* WHAT YOU WILL DO
Pull out every line below containing the word "table".

___ DATA LINES ___

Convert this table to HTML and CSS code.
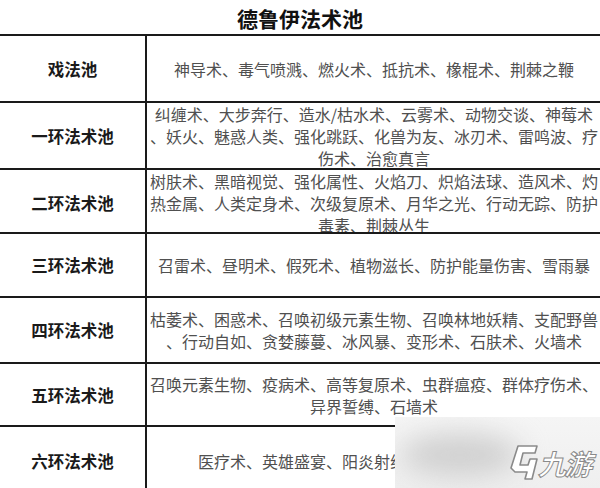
FILE: index.html
```html
<!DOCTYPE html>
<html lang="zh">
<head>
<meta charset="utf-8">
<title>德鲁伊法术池</title>
<link rel="stylesheet" href="styles.css">
</head>
<body>
<div class="page">
  <h1 class="title">德鲁伊法术池</h1>
  <div class="table">
    <div class="row r1">
      <div class="label">戏法池</div>
      <div class="content">神导术、毒气喷溅、燃火术、抵抗术、橡棍术、荆棘之鞭</div>
    </div>
    <div class="row r2">
      <div class="label">一环法术池</div>
      <div class="content">纠缠术、大步奔行、造水/枯水术、云雾术、动物交谈、神莓术<br>、妖火、魅惑人类、强化跳跃、化兽为友、冰刃术、雷鸣波、疗<br>伤术、治愈真言</div>
    </div>
    <div class="row r3">
      <div class="label">二环法术池</div>
      <div class="content">树肤术、黑暗视觉、强化属性、火焰刀、炽焰法球、造风术、灼<br>热金属、人类定身术、次级复原术、月华之光、行动无踪、防护<br>毒素、荆棘丛生</div>
    </div>
    <div class="row r4">
      <div class="label">三环法术池</div>
      <div class="content">召雷术、昼明术、假死术、植物滋长、防护能量伤害、雪雨暴</div>
    </div>
    <div class="row r5">
      <div class="label">四环法术池</div>
      <div class="content">枯萎术、困惑术、召唤初级元素生物、召唤林地妖精、支配野兽<br>、行动自如、贪婪藤蔓、冰风暴、变形术、石肤术、火墙术</div>
    </div>
    <div class="row r6">
      <div class="label">五环法术池</div>
      <div class="content">召唤元素生物、疫病术、高等复原术、虫群瘟疫、群体疗伤术、<br>异界誓缚、石墙术</div>
    </div>
    <div class="row r7">
      <div class="label">六环法术池</div>
      <div class="content">医疗术、英雄盛宴、阳炎射线、虫群召唤、移植术</div>
    </div>
  </div>
  <div class="watermark">
    <div class="blob"></div>
    <div class="logo">
      <svg class="mark" width="32" height="40" viewBox="0 0 32 40">
        <path d="M10 3 L29 3 L27 10 L15 10 L12 22 L20 22 L22 16 L29 16 L24 36 L17 36 L19 29 L7 29 L3 25 Z" fill="#ffffff" stroke="#8a8a8a" stroke-width="1.6" stroke-linejoin="round"/>
      </svg>
      <span class="brand">九游</span>
    </div>
  </div>
</div>
</body>
</html>
```
FILE: styles.css
```css
html, body {
  margin: 0;
  padding: 0;
  background: #ffffff;
}

.page {
  position: relative;
  width: 600px;
  height: 488px;
  overflow: hidden;
  font-family: "Liberation Serif", "Noto Sans CJK SC", serif;
}

.title {
  margin: 0;
  height: 34px;
  line-height: 37px;
  text-align: center;
  font-family: "Noto Sans CJK SC", sans-serif;
  font-size: 21px;
  font-weight: 700;
  color: #111;
}

.table {
  display: flex;
  flex-direction: column;
}

.row {
  display: grid;
  grid-template-columns: 147px 1fr;
  border-top: 2px solid #1a1a1a;
  box-sizing: border-box;
}

.r1 { height: 67px; }
.r2 { height: 67px; }
.r3 { height: 64px; }
.r4 { height: 64px; }
.r5 { height: 66px; }
.r6 { height: 63px; }
.r7 { height: 70px; }

.label {
  display: flex;
  align-items: center;
  justify-content: center;
  border-right: 2px solid #1a1a1a;
  font-family: "Noto Sans CJK SC", sans-serif;
  font-size: 16.5px;
  font-weight: 700;
  color: #1a1a1a;
}

.content {
  display: flex;
  align-items: center;
  justify-content: center;
  text-align: center;
  font-family: "Noto Sans CJK SC", sans-serif;
  font-size: 16px;
  line-height: 22px;
  color: #505050;
  white-space: nowrap;
  padding-left: 1px;
}

.watermark {
  position: absolute;
  left: 395px;
  top: 417px;
  width: 205px;
  height: 71px;
  background: linear-gradient(180deg, #f5f5f5 0%, #efefef 100%);
  overflow: hidden;
}

.blob {
  position: absolute;
  left: 5px;
  top: 16px;
  width: 120px;
  height: 44px;
  border-radius: 50%;
  background: #d0d0d0;
  filter: blur(14px);
}

.logo {
  position: absolute;
  left: 113px;
  top: 26px;
  display: flex;
  align-items: center;
  gap: 1px;
}

.mark {
  display: block;
}

.brand {
  font-family: "Noto Sans CJK SC", sans-serif;
  font-size: 28px;
  font-weight: 700;
  color: #ffffff;
  -webkit-text-stroke: 1px #8a8a8a;
  letter-spacing: -2px;
  transform: skewX(-14deg);
  display: inline-block;
}
```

___

* SOLUTION TO THIS EXERCISE
Convert this table to HTML and CSS code.
  <div class="table">
.table {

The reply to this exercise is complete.